Patenting inventions can be a difficult decision to make if the individual or institution has many inventions but there is financial constraint eg university technology transfer offices. One practical consideration is whether the inventions will result in new products or processes. The types of innovation (whether basic, sustainable, disruptive or breakthrough) would generally suggest the way forward.


If the inventions are the results of basic research ie both the problem and the domain are not well defined, they seldom lead to direct inventive products or processes that the market needs. It may not be worthwhile for individuals or institutions, particularly university technology transfer offices to commit financial resources in patenting and maintaining them. The same would also apply to inventions which are the results of disruptive innovation (the problem is not well defined but the domain is well defined).


If the inventions are the results of sustainable innovation ie well-defined problem and well defined domain, they often lead to improved products or processes that the market needs. It is therefore worthwhile for individuals or institutions to invest in them by patenting them. The same would also apply to inventions which are the results of breakthrough innovation (the problem is well defined, but the domain is not well defined).
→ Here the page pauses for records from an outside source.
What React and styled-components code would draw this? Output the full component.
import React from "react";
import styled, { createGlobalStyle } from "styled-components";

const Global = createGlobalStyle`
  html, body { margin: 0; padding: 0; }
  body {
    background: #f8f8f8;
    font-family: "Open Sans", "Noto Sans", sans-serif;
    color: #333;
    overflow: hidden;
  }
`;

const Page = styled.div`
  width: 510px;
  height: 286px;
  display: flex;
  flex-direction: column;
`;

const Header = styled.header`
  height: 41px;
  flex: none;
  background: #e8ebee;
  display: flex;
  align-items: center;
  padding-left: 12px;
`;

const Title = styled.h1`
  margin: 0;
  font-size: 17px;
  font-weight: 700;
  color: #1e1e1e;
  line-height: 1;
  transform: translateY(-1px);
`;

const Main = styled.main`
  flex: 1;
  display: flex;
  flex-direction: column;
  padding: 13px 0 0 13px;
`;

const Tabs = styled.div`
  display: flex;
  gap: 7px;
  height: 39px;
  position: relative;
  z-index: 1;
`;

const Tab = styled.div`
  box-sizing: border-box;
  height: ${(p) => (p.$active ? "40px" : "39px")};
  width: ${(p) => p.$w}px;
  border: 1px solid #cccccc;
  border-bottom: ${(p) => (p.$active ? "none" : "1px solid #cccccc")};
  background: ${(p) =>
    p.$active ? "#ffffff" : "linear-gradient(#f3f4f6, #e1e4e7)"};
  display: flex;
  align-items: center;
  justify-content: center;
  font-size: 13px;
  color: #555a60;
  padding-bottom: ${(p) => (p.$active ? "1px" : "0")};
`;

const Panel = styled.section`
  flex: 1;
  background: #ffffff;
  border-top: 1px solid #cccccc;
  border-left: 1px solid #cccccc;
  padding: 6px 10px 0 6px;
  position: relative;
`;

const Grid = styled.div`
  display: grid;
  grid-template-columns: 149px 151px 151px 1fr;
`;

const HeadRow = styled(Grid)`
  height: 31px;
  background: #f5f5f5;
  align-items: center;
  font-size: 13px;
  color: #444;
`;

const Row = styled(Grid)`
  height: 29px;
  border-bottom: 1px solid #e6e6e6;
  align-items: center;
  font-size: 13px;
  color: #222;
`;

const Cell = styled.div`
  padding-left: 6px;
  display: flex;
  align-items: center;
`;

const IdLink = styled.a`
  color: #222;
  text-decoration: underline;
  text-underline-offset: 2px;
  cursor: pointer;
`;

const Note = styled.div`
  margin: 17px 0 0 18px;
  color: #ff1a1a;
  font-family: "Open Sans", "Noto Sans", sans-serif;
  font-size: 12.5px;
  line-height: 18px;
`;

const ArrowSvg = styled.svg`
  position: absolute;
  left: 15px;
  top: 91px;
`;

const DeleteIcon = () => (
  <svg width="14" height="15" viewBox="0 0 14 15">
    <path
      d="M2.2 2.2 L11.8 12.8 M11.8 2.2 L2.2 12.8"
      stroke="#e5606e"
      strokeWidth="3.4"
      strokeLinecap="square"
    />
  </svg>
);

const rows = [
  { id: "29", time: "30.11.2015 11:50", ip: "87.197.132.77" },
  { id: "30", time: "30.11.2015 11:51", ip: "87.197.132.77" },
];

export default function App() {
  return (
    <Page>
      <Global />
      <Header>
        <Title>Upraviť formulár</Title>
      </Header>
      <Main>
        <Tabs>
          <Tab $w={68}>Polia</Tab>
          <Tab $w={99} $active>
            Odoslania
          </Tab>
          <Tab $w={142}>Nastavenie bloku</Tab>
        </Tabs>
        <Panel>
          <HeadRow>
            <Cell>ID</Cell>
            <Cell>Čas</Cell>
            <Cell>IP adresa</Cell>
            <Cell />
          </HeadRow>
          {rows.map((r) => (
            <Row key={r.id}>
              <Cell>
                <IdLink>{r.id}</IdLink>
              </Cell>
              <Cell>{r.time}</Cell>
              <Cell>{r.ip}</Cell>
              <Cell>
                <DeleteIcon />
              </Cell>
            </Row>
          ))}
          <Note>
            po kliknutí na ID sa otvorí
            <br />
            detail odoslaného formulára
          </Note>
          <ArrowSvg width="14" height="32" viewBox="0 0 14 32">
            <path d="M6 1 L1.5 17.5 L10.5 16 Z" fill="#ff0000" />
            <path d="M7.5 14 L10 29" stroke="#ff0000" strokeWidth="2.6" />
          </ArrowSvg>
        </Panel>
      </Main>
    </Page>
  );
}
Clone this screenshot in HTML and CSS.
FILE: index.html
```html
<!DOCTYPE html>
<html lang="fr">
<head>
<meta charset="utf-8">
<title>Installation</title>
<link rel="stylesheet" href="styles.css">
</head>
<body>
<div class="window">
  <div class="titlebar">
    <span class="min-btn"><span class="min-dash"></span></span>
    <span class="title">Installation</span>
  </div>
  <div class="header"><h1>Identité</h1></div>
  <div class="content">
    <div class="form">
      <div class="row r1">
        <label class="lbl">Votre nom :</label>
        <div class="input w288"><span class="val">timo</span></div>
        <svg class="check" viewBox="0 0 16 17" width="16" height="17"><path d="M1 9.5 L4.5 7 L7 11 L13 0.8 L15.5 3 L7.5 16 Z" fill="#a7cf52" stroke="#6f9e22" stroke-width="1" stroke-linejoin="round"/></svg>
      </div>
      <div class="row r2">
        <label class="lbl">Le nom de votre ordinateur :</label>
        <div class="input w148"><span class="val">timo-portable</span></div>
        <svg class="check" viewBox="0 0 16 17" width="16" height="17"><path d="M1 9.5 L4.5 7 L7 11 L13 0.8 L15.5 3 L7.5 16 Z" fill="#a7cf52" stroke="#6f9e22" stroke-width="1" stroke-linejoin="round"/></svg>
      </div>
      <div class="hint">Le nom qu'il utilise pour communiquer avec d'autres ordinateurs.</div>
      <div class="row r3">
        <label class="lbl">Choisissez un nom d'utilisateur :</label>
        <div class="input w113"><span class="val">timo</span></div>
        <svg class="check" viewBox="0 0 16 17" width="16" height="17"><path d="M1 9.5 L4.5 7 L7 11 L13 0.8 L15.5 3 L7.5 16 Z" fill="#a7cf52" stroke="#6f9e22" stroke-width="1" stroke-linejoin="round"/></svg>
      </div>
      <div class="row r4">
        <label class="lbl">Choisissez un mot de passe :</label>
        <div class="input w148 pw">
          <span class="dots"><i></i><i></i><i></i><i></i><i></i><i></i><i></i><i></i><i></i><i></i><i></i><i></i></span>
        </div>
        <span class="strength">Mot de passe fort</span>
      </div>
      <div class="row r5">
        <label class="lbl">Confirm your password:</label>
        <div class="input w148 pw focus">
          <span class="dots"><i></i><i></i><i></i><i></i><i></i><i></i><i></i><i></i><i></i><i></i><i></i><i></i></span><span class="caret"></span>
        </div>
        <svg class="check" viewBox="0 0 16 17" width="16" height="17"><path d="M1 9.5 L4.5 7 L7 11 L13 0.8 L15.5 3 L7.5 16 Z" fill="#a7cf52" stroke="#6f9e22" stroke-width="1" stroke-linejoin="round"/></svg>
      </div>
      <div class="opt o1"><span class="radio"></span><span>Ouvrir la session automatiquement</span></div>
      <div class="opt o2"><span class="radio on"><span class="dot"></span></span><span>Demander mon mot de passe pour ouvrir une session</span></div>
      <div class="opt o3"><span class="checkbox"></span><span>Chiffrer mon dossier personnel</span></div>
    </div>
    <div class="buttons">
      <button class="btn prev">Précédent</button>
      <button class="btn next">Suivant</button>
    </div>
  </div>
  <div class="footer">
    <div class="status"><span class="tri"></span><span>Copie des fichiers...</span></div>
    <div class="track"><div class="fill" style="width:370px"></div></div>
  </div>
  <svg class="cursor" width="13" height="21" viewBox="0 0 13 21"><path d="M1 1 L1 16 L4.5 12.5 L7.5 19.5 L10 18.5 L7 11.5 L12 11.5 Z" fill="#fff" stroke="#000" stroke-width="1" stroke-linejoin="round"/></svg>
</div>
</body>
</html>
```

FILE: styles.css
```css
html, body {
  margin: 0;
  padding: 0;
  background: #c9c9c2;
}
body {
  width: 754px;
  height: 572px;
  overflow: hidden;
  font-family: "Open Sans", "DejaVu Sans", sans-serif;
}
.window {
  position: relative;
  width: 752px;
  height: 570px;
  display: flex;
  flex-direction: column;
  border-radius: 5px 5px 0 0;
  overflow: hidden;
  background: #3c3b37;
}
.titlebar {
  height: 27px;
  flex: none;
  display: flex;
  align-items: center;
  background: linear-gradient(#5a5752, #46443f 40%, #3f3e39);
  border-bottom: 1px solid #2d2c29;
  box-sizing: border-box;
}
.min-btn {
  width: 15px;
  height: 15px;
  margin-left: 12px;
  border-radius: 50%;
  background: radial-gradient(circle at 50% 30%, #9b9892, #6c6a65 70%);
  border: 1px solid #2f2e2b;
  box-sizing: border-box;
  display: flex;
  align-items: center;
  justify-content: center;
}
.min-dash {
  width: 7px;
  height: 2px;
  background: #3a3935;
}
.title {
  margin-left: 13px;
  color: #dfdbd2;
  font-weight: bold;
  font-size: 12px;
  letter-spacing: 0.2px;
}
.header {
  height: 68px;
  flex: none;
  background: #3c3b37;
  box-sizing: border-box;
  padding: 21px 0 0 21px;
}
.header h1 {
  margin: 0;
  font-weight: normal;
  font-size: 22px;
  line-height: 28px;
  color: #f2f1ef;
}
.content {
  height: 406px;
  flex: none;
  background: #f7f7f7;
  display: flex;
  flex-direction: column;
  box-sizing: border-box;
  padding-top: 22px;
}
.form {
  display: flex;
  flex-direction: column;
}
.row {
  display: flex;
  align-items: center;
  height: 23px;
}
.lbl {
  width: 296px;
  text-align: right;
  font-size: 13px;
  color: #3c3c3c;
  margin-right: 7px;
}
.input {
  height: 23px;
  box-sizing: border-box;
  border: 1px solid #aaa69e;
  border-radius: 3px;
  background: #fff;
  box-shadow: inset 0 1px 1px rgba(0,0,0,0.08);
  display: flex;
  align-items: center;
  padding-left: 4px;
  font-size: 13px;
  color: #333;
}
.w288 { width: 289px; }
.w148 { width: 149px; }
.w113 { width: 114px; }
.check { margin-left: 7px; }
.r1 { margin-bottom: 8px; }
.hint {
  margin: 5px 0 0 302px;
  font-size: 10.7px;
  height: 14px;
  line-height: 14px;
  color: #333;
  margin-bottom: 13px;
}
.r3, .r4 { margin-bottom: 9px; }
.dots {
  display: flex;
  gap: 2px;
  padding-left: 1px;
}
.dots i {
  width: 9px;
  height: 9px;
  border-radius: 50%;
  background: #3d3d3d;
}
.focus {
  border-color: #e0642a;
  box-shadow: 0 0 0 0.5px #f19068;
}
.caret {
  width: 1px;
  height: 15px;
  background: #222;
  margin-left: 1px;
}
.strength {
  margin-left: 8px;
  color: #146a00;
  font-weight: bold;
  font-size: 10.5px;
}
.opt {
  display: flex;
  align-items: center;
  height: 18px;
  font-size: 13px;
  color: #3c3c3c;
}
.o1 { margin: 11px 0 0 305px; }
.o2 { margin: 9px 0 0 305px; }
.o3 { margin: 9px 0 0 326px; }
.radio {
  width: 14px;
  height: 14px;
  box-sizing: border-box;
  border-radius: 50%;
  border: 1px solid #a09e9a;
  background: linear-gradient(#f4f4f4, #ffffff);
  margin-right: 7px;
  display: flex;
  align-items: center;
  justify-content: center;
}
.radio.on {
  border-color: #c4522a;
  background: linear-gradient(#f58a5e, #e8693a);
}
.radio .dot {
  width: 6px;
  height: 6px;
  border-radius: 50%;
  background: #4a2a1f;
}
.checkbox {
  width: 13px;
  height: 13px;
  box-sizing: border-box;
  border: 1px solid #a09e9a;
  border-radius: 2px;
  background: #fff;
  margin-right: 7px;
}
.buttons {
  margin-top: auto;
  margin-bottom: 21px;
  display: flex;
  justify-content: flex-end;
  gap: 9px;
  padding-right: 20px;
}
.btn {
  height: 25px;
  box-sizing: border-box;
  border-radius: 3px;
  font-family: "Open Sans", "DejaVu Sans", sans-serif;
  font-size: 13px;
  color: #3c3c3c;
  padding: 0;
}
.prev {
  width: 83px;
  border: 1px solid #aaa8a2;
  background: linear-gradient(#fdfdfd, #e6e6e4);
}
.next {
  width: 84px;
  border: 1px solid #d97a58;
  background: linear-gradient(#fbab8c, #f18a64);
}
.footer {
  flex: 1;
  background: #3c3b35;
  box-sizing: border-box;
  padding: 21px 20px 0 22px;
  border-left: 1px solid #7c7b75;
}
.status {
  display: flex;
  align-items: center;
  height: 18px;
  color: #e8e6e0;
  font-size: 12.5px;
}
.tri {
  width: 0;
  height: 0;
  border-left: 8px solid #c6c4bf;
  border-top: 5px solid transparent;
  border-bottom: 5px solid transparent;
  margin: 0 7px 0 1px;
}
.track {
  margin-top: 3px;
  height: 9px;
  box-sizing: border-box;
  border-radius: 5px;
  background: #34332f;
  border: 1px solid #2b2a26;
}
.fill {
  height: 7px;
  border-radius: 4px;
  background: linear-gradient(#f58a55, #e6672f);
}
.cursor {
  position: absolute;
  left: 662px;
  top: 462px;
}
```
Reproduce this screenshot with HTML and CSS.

However, there are innovative institutions such as venture capitalists who might like to invest in results of basic and disruptive research on a case-by-case basis, as nothing ventured, nothing gained. There is therefore the likelihood that any inventions not pursued eg by university technology transfer offices might still have latent economic value that others, through a different framework, might like to invest the money to patent and maintain them. From the governance perspective, I think it is fair and reasonable for individuals or institutions that have decided not to pursue patenting of the inventions by themselves to have a non-exclusive licence for good research purposes (as the statutory exceptions might not be broad enough) so that they could still invent something out of something they invented in the first place without much restraint.